Within the past few weeks, Immigration and Customs Enforcement (ICE) officials announced their intention to make less jail-like the 30,000-bed detention facilities system under their operation. These are facilities that house thousands of individuals who await deportation from the United States or are being held pending a review of their request for asylum. ICE contends that most of these individuals pose little to no threat and thus the current conditions under which they are being held pending deportation need not be unpleasant. What changes does ICE intend for these detention facilities?
For starters, ICE plans to remove from detention facilities much of their confining nature. Detainees are soon to be allowed greater access to visitors, often unmonitored. How about balanced nutrition? ICE plans to provide a vegetable and soda bar. What about access to the information superhighway? ICE now wants to provide internet access coupled with free, internet based phone calls (VOIP). How about entertainment?
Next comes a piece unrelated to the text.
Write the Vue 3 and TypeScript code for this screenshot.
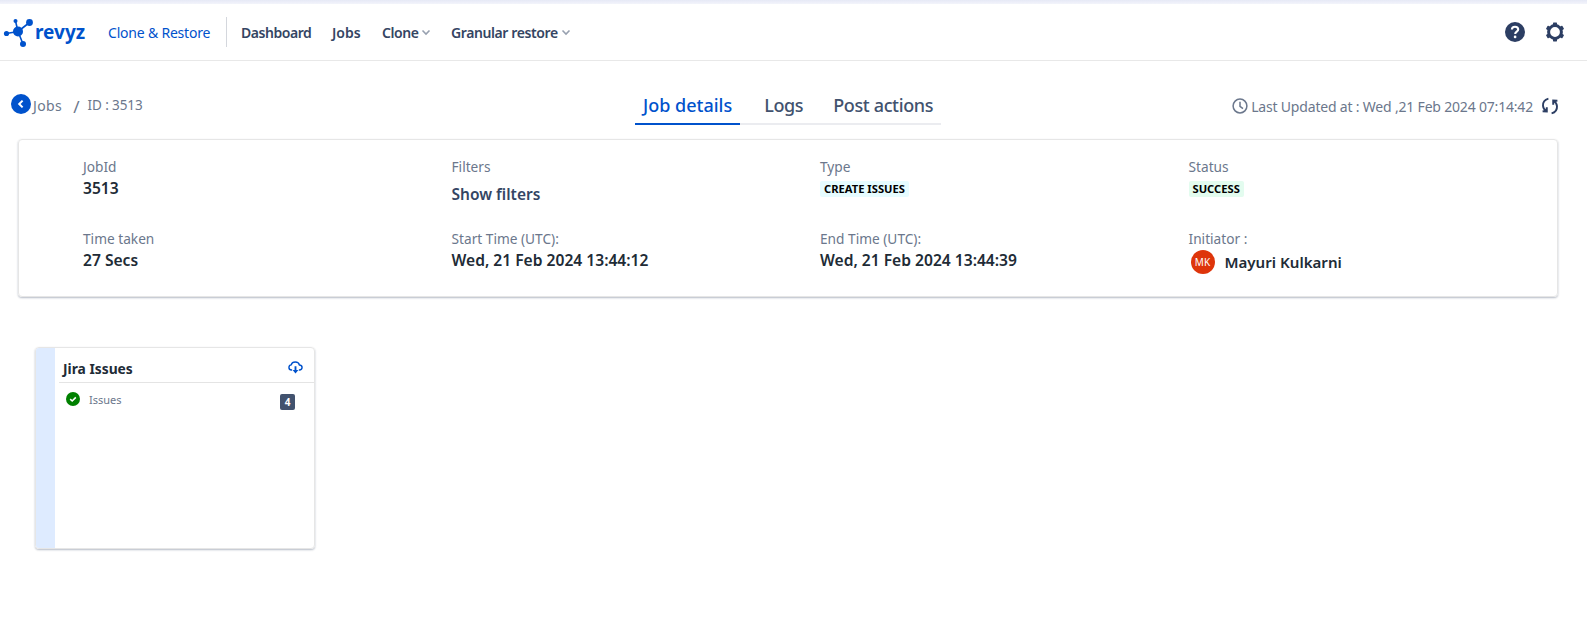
<script setup lang="ts">
interface Field { label: string; value?: string; kind?: string }
const fields: Field[] = [
  { label: 'JobId', value: '3513' },
  { label: 'Filters', value: 'Show filters', kind: 'link' },
  { label: 'Type', value: 'CREATE ISSUES', kind: 'type' },
  { label: 'Status', value: 'SUCCESS', kind: 'status' },
  { label: 'Time taken', value: '27 Secs' },
  { label: 'Start Time (UTC):', value: 'Wed, 21 Feb 2024 13:44:12' },
  { label: 'End Time (UTC):', value: 'Wed, 21 Feb 2024 13:44:39' },
  { label: 'Initiator :', value: 'Mayuri Kulkarni', kind: 'user' },
]
</script>

<template>
  <div class="page">
    <div class="topband"></div>
    <header class="nav">
      <div class="logo">
        <svg width="32" height="32" viewBox="0 0 32 32" class="logo-mark">
          <g fill="#0052cc" stroke="#0052cc">
            <path d="M5.5 17.5 L17 15.5 M14.5 5 L17 15.5 M28.5 6.5 L17 15.5 M22 28 L17 15.5" stroke-width="1.6" fill="none" />
            <circle cx="17" cy="15.5" r="5" stroke="none" />
            <circle cx="5.5" cy="17.5" r="2.6" stroke="none" />
            <circle cx="14.5" cy="5" r="2" stroke="none" />
            <circle cx="28.5" cy="6.5" r="3.4" stroke="none" />
            <circle cx="22" cy="28" r="3" stroke="none" />
          </g>
        </svg>
        <span class="logo-text">revyz</span>
      </div>
      <span class="product">Clone &amp; Restore</span>
      <span class="divider"></span>
      <nav class="menu">
        <a class="dash">Dashboard</a>
        <a class="jobs">Jobs</a>
        <a class="drop clone">Clone
          <svg width="12" height="12" viewBox="0 0 12 12"><path d="M2.5 4.5 L6 8 L9.5 4.5" fill="none" stroke="#97a0af" stroke-width="1.6" /></svg>
        </a>
        <a class="drop granular">Granular restore
          <svg width="12" height="12" viewBox="0 0 12 12"><path d="M2.5 4.5 L6 8 L9.5 4.5" fill="none" stroke="#97a0af" stroke-width="1.6" /></svg>
        </a>
      </nav>
      <div class="nav-icons">
        <svg width="22" height="22" viewBox="0 0 22 22">
          <circle cx="11" cy="11" r="10" fill="#2c3e63" />
          <path d="M7.9 8.6 C7.9 6.8 9.3 5.7 11 5.7 C12.8 5.7 14.2 6.8 14.2 8.5 C14.2 10.6 11.2 10.7 11.2 12.9" fill="none" stroke="#fff" stroke-width="2.1" />
          <circle cx="11.1" cy="15.9" r="1.35" fill="#fff" />
        </svg>
        <svg width="20" height="20" viewBox="0 0 20 20">
          <circle cx="10" cy="10" r="6.4" fill="none" stroke="#2c3e63" stroke-width="3" />
          <g fill="#2c3e63">
            <rect x="8" y="0.6" width="4" height="3.4" rx=".6" />
            <rect x="8" y="16" width="4" height="3.4" rx=".6" />
            <rect x="8" y="0.6" width="4" height="3.4" rx=".6" transform="rotate(60 10 10)" />
            <rect x="8" y="0.6" width="4" height="3.4" rx=".6" transform="rotate(120 10 10)" />
            <rect x="8" y="0.6" width="4" height="3.4" rx=".6" transform="rotate(240 10 10)" />
            <rect x="8" y="0.6" width="4" height="3.4" rx=".6" transform="rotate(300 10 10)" />
          </g>
        </svg>
      </div>
    </header>

    <section class="subbar">
      <div class="crumbs">
        <span class="back">
          <svg width="20" height="20" viewBox="0 0 20 20">
            <circle cx="10" cy="10" r="10" fill="#0052cc" />
            <path d="M11.6 6.6 L8.2 10 L11.6 13.4" fill="none" stroke="#fff" stroke-width="2" />
          </svg>
        </span>
        <span class="crumb-jobs">Jobs</span>
        <span class="slash">/</span>
        <span class="crumb-id">ID : 3513</span>
      </div>
      <div class="tabs">
        <span class="tab active">Job details</span>
        <span class="tab logs">Logs</span>
        <span class="tab post">Post actions</span>
      </div>
      <div class="updated">
        <svg width="16" height="16" viewBox="0 0 16 16">
          <circle cx="8" cy="8" r="6.9" fill="none" stroke="#6b778c" stroke-width="1.5" />
          <path d="M8 3.8 V8.3 L11 10.6" fill="none" stroke="#6b778c" stroke-width="1.5" />
        </svg>
        <span class="updated-text">Last Updated at : Wed ,21 Feb 2024 07:14:42</span>
        <svg width="18" height="18" viewBox="0 0 18 18" class="refresh">
          <path d="M7.4 1.6 C3.8 2.6 1.8 5.4 2 8.8 C2.1 11 3.3 12.8 5.4 14 M1.6 14.2 L5.8 14.4 L5.8 10.2" fill="none" stroke="#2c3e63" stroke-width="1.9" />
          <path d="M10.6 16.4 C14.2 15.4 16.2 12.6 16 9.2 C15.9 7 14.7 5.2 12.6 4 M16.4 3.8 L12.2 3.6 L12.2 7.8" fill="none" stroke="#2c3e63" stroke-width="1.9" />
        </svg>
      </div>
    </section>

    <section class="summary">
      <div v-for="f in fields" :key="f.label" class="field">
        <div class="label">{{ f.label }}</div>
        <div v-if="f.kind === 'link'" class="link">{{ f.value }}</div>
        <div v-else-if="f.kind === 'type'" class="tag-row"><span class="tag tag-type">{{ f.value }}</span></div>
        <div v-else-if="f.kind === 'status'" class="tag-row"><span class="tag tag-status">{{ f.value }}</span></div>
        <div v-else-if="f.kind === 'user'" class="user">
          <span class="avatar">MK</span>
          <span class="user-name">{{ f.value }}</span>
        </div>
        <div v-else class="value">{{ f.value }}</div>
      </div>
    </section>

    <section class="job-wrap">
      <article class="job-card">
        <div class="stripe"></div>
        <div class="job-body">
          <div class="job-head">
            <span class="job-title">Jira Issues</span>
            <svg width="15" height="15" viewBox="0 0 16 16" class="cloud">
              <path d="M4.4 10.6 H3.9 C2.3 10.6 1 9.5 1 7.9 C1 6.5 2 5.4 3.4 5.2 C3.9 3.3 5.6 2.2 7.7 2.2 C10 2.2 11.8 3.6 12.2 5.4 C13.8 5.5 15 6.6 15 8 C15 9.5 13.7 10.6 12.1 10.6 H11.6" fill="none" stroke="#0052cc" stroke-width="1.5" />
              <path d="M8 6.6 V12" stroke="#0052cc" stroke-width="2" fill="none" />
              <path d="M4.9 10.6 H11.1 L8 14.4 Z" fill="#0052cc" />
            </svg>
          </div>
          <div class="job-row">
            <svg width="14" height="14" viewBox="0 0 14 14" class="ok">
              <circle cx="7" cy="7" r="7" fill="#008000" />
              <path d="M4.2 7.2 L6.2 9 L9.8 5.4" fill="none" stroke="#fff" stroke-width="1.6" />
            </svg>
            <span class="job-name">Issues</span>
            <span class="count">4</span>
          </div>
        </div>
      </article>
    </section>
  </div>
</template>

<style>
html, body { margin: 0; background: #fff; }
</style>

<style scoped>
.page {
  width: 1587px;
  height: 632px;
  overflow: hidden;
  background: #fff;
  font-family: "Noto Sans", "Open Sans", sans-serif;
  color: #172b4d;
}
.topband { height: 4px; background: linear-gradient(#e6e9f6, #f3f4fb); }
.nav {
  height: 56px;
  display: flex;
  align-items: center;
  border-bottom: 1px solid #e8e8e8;
  box-sizing: content-box;
}
.logo { display: flex; align-items: center; width: 108px; flex: none; }
.logo-mark { margin: 0 2px 0 1px; flex: none; }
.logo-text { font-size: 19px; font-weight: 700; color: #0052cc; line-height: 1; }
.product { font-size: 14px; letter-spacing: -0.2px; color: #0052cc; width: 118px; flex: none; white-space: nowrap; }
.divider { width: 1px; height: 30px; background: #d4d7dd; flex: none; }
.menu { display: flex; align-items: center; margin-left: 14px; font-size: 14px; font-weight: 600; color: #344563; white-space: nowrap; letter-spacing: -0.45px; }
.menu a { flex: none; }
.dash { width: 91px; }
.jobs { width: 50px; letter-spacing: 0; }
.clone { width: 69px; }
.granular { letter-spacing: -0.4px; }
.menu .drop { display: inline-flex; align-items: center; gap: 2px; }
.nav-icons { margin-left: auto; margin-right: 22px; display: flex; align-items: center; gap: 19px; }

.subbar {
  height: 78px;
  display: grid;
  grid-template-columns: 635px 306px 1fr;
  align-items: start;
}
.crumbs { display: flex; align-items: center; padding: 35px 0 0 11px; font-size: 14px; color: #6b778c; height: 20px; }
.crumb-jobs { margin-left: 2px; letter-spacing: .4px; position: relative; top: -1px; }
.slash { margin: 0 8px 0 11px; font-size: 17px; }
.crumb-id { font-size: 13.5px; letter-spacing: -0.1px; position: relative; top: -1px; }
.tabs { display: flex; gap: 16px; padding-top: 31px; box-shadow: inset 0 -2px 0 #ebecf0; height: 33px; box-sizing: content-box; }
.tab { font-size: 18px; font-weight: 500; color: #42526e; padding: 0 8px; line-height: 27px; height: 33px; box-sizing: border-box; white-space: nowrap; }
.tab.logs { letter-spacing: -0.4px; }
.tab.post { letter-spacing: -0.35px; margin-left: -2px; }
.tab.active { color: #0052cc; border-bottom: 2px solid #0052cc; }
.updated { display: flex; align-items: center; justify-content: flex-end; padding: 36px 28px 0 0; color: #6b778c; font-size: 14px; letter-spacing: -0.19px; height: 18px; white-space: nowrap; }
.updated > svg { flex: none; }
.updated-text { margin-left: 3px; }
.refresh { margin-left: 8px; }

.summary {
  margin: 0 29px 0 18px;
  height: 158px;
  box-sizing: border-box;
  padding: 18px 0 0 64px;
  border: 1px solid #e6e6e6;
  border-radius: 4px;
  box-shadow: 0 1px 2px rgba(9, 30, 66, .3);
  display: grid;
  grid-template-columns: repeat(4, 368.5px);
  grid-auto-rows: 72px;
}
.field { min-width: 0; }
.label { font-size: 13.7px; color: #6b778c; line-height: 18px; }
.value { font-size: 15.6px; font-weight: 600; color: #212b36; line-height: 22px; margin-top: 1px; }
.link { font-size: 15.5px; font-weight: 600; color: #344563; line-height: 22px; margin-top: 7px; }
.tag-row { margin-top: 5px; line-height: 14px; display: flex; }
.tag { font-size: 11.2px; font-weight: 700; color: #000; padding: 1px 4px; border-radius: 2px; line-height: 14px; white-space: nowrap; }
.tag-type { background: #e6fcff; }
.tag-status { background: #e3fcef; }
.user { display: flex; align-items: center; margin-top: 2px; padding-left: 2px; }
.avatar { width: 24px; height: 24px; border-radius: 50%; background: #de350b; color: #fff; font-size: 10px; display: flex; align-items: center; justify-content: center; flex: none; }
.user-name { margin-left: 10px; font-size: 15.1px; font-weight: 600; color: #212b36; }

.job-wrap { padding: 50px 0 0 35px; }
.job-card {
  width: 280px;
  height: 202px;
  box-sizing: border-box;
  display: flex;
  border: 1px solid #e6e6e6;
  border-radius: 4px;
  box-shadow: 0 1px 2px rgba(9, 30, 66, .3);
  overflow: hidden;
}
.stripe { width: 19px; background: #deebff; flex: none; }
.job-body { flex: 1; padding-left: 4px; }
.job-head { height: 31px; display: flex; align-items: flex-end; justify-content: space-between; border-bottom: 1px solid #e4e4e4; padding: 0 5px 3px 4px; box-sizing: content-box; }
.job-title { font-size: 13.8px; font-weight: 700; color: #212b36; line-height: 20px; }
.cloud { margin: 0 6px 4px 0; flex: none; }
.job-row { display: flex; align-items: flex-start; padding: 9px 19px 0 7px; }
.ok { flex: none; }
.job-name { margin-left: 9px; margin-top: -1px; font-size: 11px; color: #6b778c; line-height: 17px; }
.count { margin-left: auto; margin-top: 2px; width: 15px; height: 16px; border-radius: 2px; background: #42526e; color: #fff; font-size: 10px; font-weight: 700; display: flex; align-items: center; justify-content: center; }
</style>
ICE would like to provide Bingo nights, dance lessons, and cooking classes. To top off the proposed changes, ICE would like to relax or eliminate the conditions under which detainees are pat-searched. Sound more like a resort than a detention facility? Many people think so.
Senator Charles Grassley (R-IA) has taken exception to the proposed changes, citing the potential moral hazard that the changes could produce. In a letter written to John Morton, Assistant Secretary of ICE, Grassley stated, “These detainees, low-risk or not, broke the law in order to enter or remain in this country, and could have more entertainment and access to the outside world than other inmates in U.S. jails.” Grassley continued, “Giving illegal aliens access to computer training and tutoring, as well as dance lessons, cooking classes and movie nights, will only encourage illegal aliens to ignore the law and take more risks to defraud our immigration system.”
Chris Crane, president of a union representing over 7,000 ICE employees, argued that the proposed changes, particularly those limiting ICE officials from pat-searching detainees, posed an increased risk to ICE employees. “It just makes for an absolutely unsafe environment, not only for the detainees, but for the officers.”
Ultimately, the concerns presented by Messrs. Grassley and Crane are both legitimate and relevant. ICE may genuinely argue that those who comprise the detainee population within these facilities are of little threat; however, the underlying circumstances that brought them into ICE detention in the first place should remain notable. ICE could instill a modicum of confidence within the American public if it were to focus more on providing a safe and dependable environment along the border than on providing a more refined and generous array of amenities to those under detention.